Heaney must thus continue to be a poet rich in tactile language, while expressing emptiness, absence, distance. The Haw Lantern, poised between these contradictory imperatives of adult life, is almost penitentially faithful to each, determined to forsake neither. Here is the earlier Heaney writing fifteen years ago about moist clay:

They loaded on to the bank
Slabs like the squared-off clots
Of a blue cream….
Once, cleaning a drain
I shovelled up livery slicks
Till the water gradually ran

Clear on its old floor.
Under the humus and roots
This smooth weight. I labour
Towards it still. It holds and gluts.1

Image and sound both bear witness here to the rich fluidity of the natural world. Now, in The Haw Lantern, Heaney finds he must, to be truthful to his past, add manufacture to nature. When he looks with adult eyes at his natal earth, he finds machinery there as well as organic matter; and he writes not with fluidity but with aphoristic brevity:

When I hoked there, I would find
An acorn and a rusted bolt.

If I lifted my eyes, a factory chimney
And a dormant mountain.

If listened, an engine shunting
And a trotting horse.

. . .

My left hand placed the standard iron weight.
My right tilted a last grain in the balance.

“Is it any wonder,” the poet asks, “when I thought / I would have second thoughts?” (“Terminus”).

The Haw Lantern is a book of strict, even stiff, second thoughts. Such analytical poetry cannot permit itself a first careless rapture. No longer (at least, not often) do we follow the delightful slope of narrative: “And then, and then.” Instead, we see the mind balancing debits and credits. “I balanced all, brought all to mind,” said Yeats, using a scale to weigh years behind and years to come. A poet who began as luxuriously as Heaney could hardly have dreamed he would be called to such an audit. The need for adult reckoning must to some degree be attributed to his peculiar internal exile. Born among the Catholic minority in. British Protestant Ulster, he came young to social awareness; now removed to the Catholic Republic of Ireland, he is part of an Ulster-bred minority substantially different in culture and upbringing from the majority.

The poetry of second thoughts has its own potential for literary elaboration. The Haw Lantern is full of parables and allegories, satires of Irish religious, social, and political life. The blank verse of these allegories is as far from the opulent rhymed stanzas of Heaney’s sensual, Keatsian aspect as from the slender trimeters and dimeters of his “Irish” side. The strangest poem in The Haw Lantern, a blank verse piece called “The Mud Vision,” arises from Heaney’s desire to respect amplitude, even in an analytic poem. I don’t find the effort wholly successful, but I see in it the way Heaney is willing to flail at impossibility rather than divide his believing youth from his skeptical middle age.

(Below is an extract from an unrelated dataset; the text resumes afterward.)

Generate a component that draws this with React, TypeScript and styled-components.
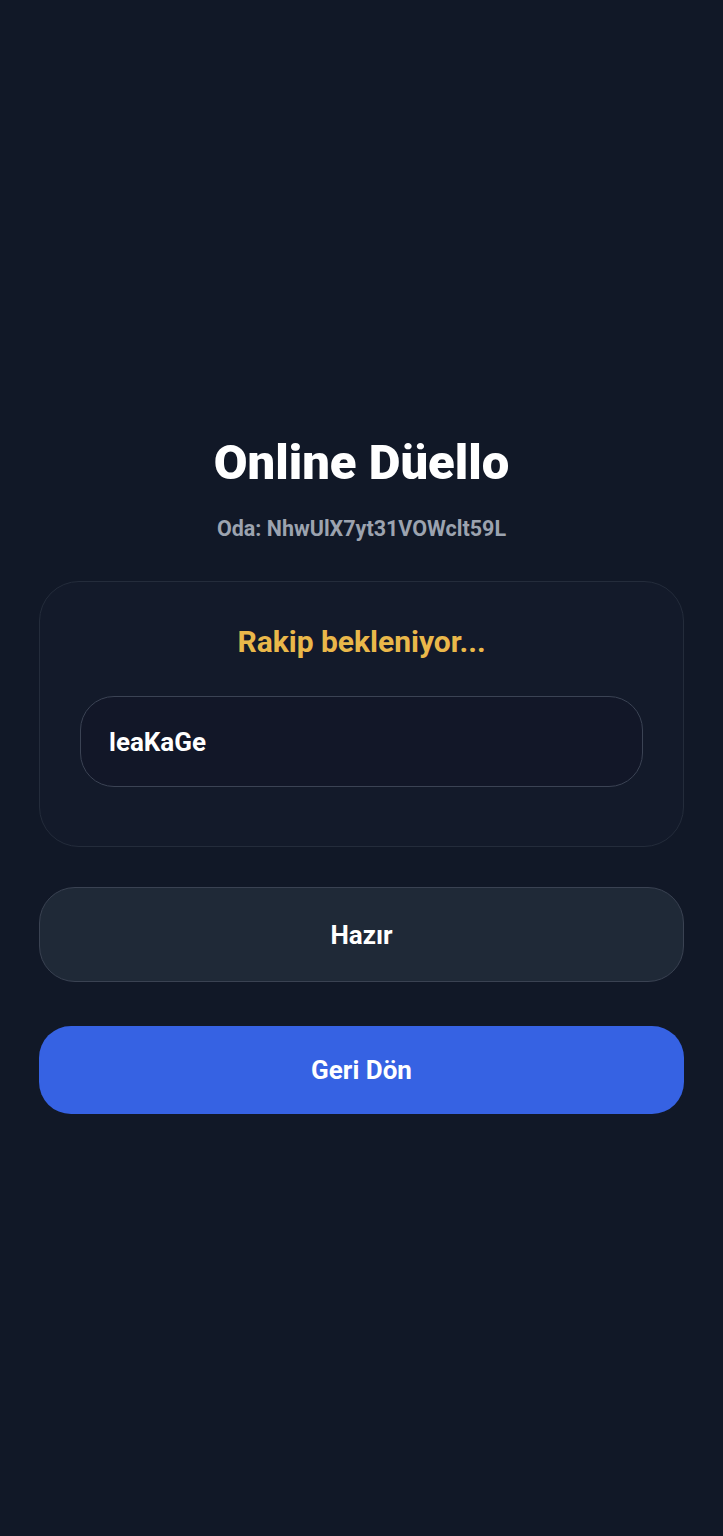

This religious-political-social poem begins with a bitter satiric portrait of an unnamed country dithering between atavistic superstition and yuppie modernity. The landscape displays a thin layer of industrial modernization over a desolate rural emptiness; in a typical scene, terrorist casualties are carried, in a heliport, past the latest touring rock star:

Statues with exposed hearts and barbed-wire crowns
Still stood in alcoves, hares flitted beneath
The dozing bellies of jets, our menu- writers
And punks with aerosol sprays held their own
With the best of them. Satellite link- ups
Wafted over us the blessings of popes, heliports
Maintained a charmed circle for idols on tour
And casualties on their stretchers. We sleepwalked
The line between panic and formulae,…
Watching ourselves at a distance, advantaged
And airy as a man on a springboard
Who keeps limbering up because the man cannot dive.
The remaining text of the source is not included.